11. The joke that boomeranged:
“Tell us about your strengths and weaknesses”. Mid-way through an interview, a job seeker was asked to elaborate. “That reminds me of a funny incident, a joke about the man who thought his strength lay in counting how many feathers there are in a bird …” the smart Alec began smugly. The smart Alec forgot he is here for an interview and not in a pub sharing jokes and expecting guffaws from friends. Being witty is well appreciated, but unwarranted humour and bad jokes are big no-no in an interview.

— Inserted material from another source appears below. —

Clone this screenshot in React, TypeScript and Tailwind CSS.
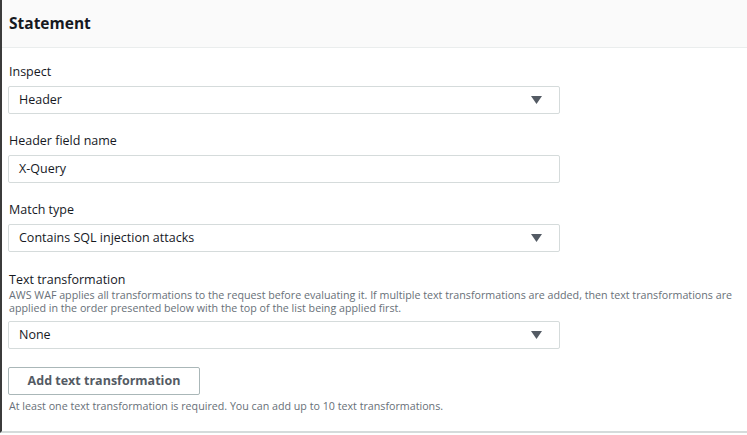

12. Facts that went fuzzy:
On his resume, he fudged facts about education and work experience; he thought he was being smart by padding up the experience details. Dishonesty never works, truth always shows up. But not only did this gentleman lie on his resume, he even forgot to learn by rote his lies. At the interview, when asked to detail the job experience, he forgot all about the fudged facts. Fuzzy facts, sure, could not get him a job.

13. Spitting venom against ex-boss:
He whined about the travails of his previous job; he spewed venom against his ex-boss; he bad-mouthed his former colleagues. The job-seeker hated his last job and was desperate to get out. He, however, forgot that in an interview, bad-mouthing brings big negative points. No one loves a whiner; no one wants to hire the one who bad-mouths.

14. Talking money a little too soon:
“What makes you think you are perfect for the job?” the interview board asked a job seeker. “Because I am good at it. But can we talk money first,” the job seeker responded in a hurry. Well, jobs are always about the remuneration aslo, but this gentleman was curious about the salary package much before the job profile and employer’s expectations were discussed. He knew not that it is the employer’s prerogative to raise the topic first.